You still see these traditional markings, mostly in rural villages and amongst the older men.
But the most beguiling are the facial-tattoos of the Chin women, a tradition outlawed in the 60s by the military regime, but which lives on in Burma’s Southern Chin and Rakhine state. Women of these remote hill tribes tattoo their faces all-over with intricate markings which are unique to their group.
Some women’s faces are almost entirely tattooed. Others have patterns of lines, dots and circles. The meaning behind the markings is lost in history; not even the women know what they stand for, but they do know that their tattoos make them beautiful, and mark their identity, belonging, duty and status within their community.
The ink is soot mixed with the powdered dry gall bladder of fish or cattle, and is administered using a rattan thorn. The tattoos are applied during puberty as a sign of sexual maturity, and a shift in her duties within the village.
The tattoo is applied with great ceremony: the tattoo artist is welcomed into the household at sunrise, and presented with a white chicken, fresh rice plants and a chicken egg. The egg is rolled over the girl’s face to soothe the cuts as they go. It takes up to eight hours to complete the full face, at which point the artist is rewarded with a cotton blanket, a glass beaded necklace, a basket of raw cotton and a cotton ball. (NB all information about the tradition of Chin Tattoos, and most of these photographs come from Jens Uwe Parkitny’s extensive study of the subject. I highly recommend both of his books, Marked for Life and Bloodfaces, and his beautiful hotel, Loikaw Lodge, where his photographs are permanently exhibited).

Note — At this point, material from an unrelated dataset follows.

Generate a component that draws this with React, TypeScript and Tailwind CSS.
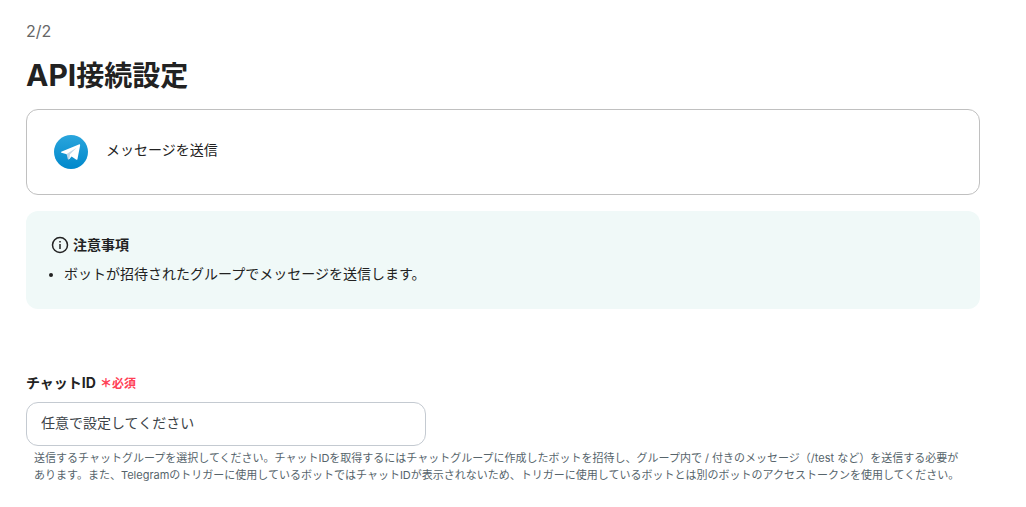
const TelegramIcon = () => (
  <svg viewBox="0 0 34 34" className="size-[34px] shrink-0" aria-hidden="true">
    <defs>
      <linearGradient id="telegram" x1="0" y1="0" x2="0" y2="1">
        <stop offset="0" stopColor="#2aa5dc" />
        <stop offset="1" stopColor="#0088cb" />
      </linearGradient>
    </defs>
    <circle cx="17" cy="17" r="17" fill="url(#telegram)" />
    <path
      d="M7.2 16.8 L24.8 9.5 Q26.3 9 26.1 10.4 L23.5 24 Q23.2 25.3 22 24.6 L17.6 21.6 L15.2 24.2 L12.8 19.2 L7.4 17.7 Q6.7 17.1 7.2 16.8 Z"
      fill="#ffffff"
    />
    <path
      d="M12.6 19.1 L22.6 12.8 L16 19.2 L15.6 22.6 L14.6 24.8 Q14 24.8 13.8 24 Z"
      fill="#c3d7e6"
    />
  </svg>
);

const InfoIcon = () => (
  <svg
    viewBox="0 0 18 18"
    className="size-[18px] shrink-0"
    fill="none"
    aria-hidden="true"
  >
    <circle cx="9" cy="9" r="7.5" stroke="#222222" strokeWidth="1.5" />
    <path d="M9 8 V13" stroke="#222222" strokeWidth="1.5" />
    <path d="M9 5 V6.5" stroke="#222222" strokeWidth="1.5" />
  </svg>
);

const App = () => {
  return (
    <main className="bg-white pt-[19px] pr-[46px] pb-5 pl-[26px] font-[Inter,'Noto_Sans_CJK_JP',sans-serif] text-sm text-[#222222]">
      <p className="text-base leading-6 text-[#666666]">2/2</p>
      <h1 className="mt-3 text-[28px] leading-10 font-bold">
        <span className="text-[30px]">API</span>接続設定
      </h1>

      <section className="mt-[13px] flex h-[86px] items-center gap-[18px] rounded-xl border border-[#c0c0c0] px-[27px]">
        <TelegramIcon />
        <p className="pb-1">メッセージを送信</p>
      </section>

      <section className="mt-4 rounded-xl bg-[#f0f9f8] px-[25px] py-6">
        <h2 className="flex items-center gap-1 leading-5 font-bold">
          <InfoIcon />
          注意事項
        </h2>
        <ul className="mt-2 list-disc pl-[13px] leading-[22px] marker:text-xs">
          <li>ボットが招待されたグループでメッセージを送信します。</li>
        </ul>
      </section>

      <div className="mt-16">
        <label
          htmlFor="chat-id"
          className="flex items-baseline gap-1 leading-5 font-bold"
        >
          チャットID
          <span className="flex items-baseline text-xs leading-5 text-[#ff4055]">
            <span className="font-black">＊</span>
            必須
          </span>
        </label>
        <input
          id="chat-id"
          type="text"
          aria-describedby="chat-id-help"
          placeholder="任意で設定してください"
          className="mt-2 block h-11 w-full max-w-[400px] rounded-xl border border-[#c4cad1] px-[14px] pb-1 placeholder:text-[#3c4348] focus:outline-none"
        />
        <p
          id="chat-id-help"
          className="mt-1 pr-5 pl-2 text-[11px] leading-[17px] text-[#56646b]"
        >
          送信するチャットグループを選択してください。チャットIDを取得するにはチャットグループに作成したボットを招待し、グループ内で
          / 付きのメッセージ（/test
          など）を送信する必要があります。また、Telegramのトリガーに使用しているボットではチャットIDが表示されないため、トリガーに使用しているボットとは別のボットのアクセストークンを使用してください。
        </p>
      </div>
    </main>
  );
};

export default App;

These days, it is of course the choice of the girl whether she is tattooed or not. Most, unsurprisingly, choose not to, but there are still a handful of villages where teenage girls still opt for tradition over trend. Our weavers come from one of these villages, and, as beautifully presented by Jens in his book, their tattoo markings often reflect their weaving patterns.
This beautiful tradition will inevitably fade with time, along with other vestiges of time-gone-by which will be swallowed by development. This strengthens our resolve to support these village weavers, and help to preserve their traditional patterns in our fabrics. Understandably, the tattoos will go, but let's try and save the patterns.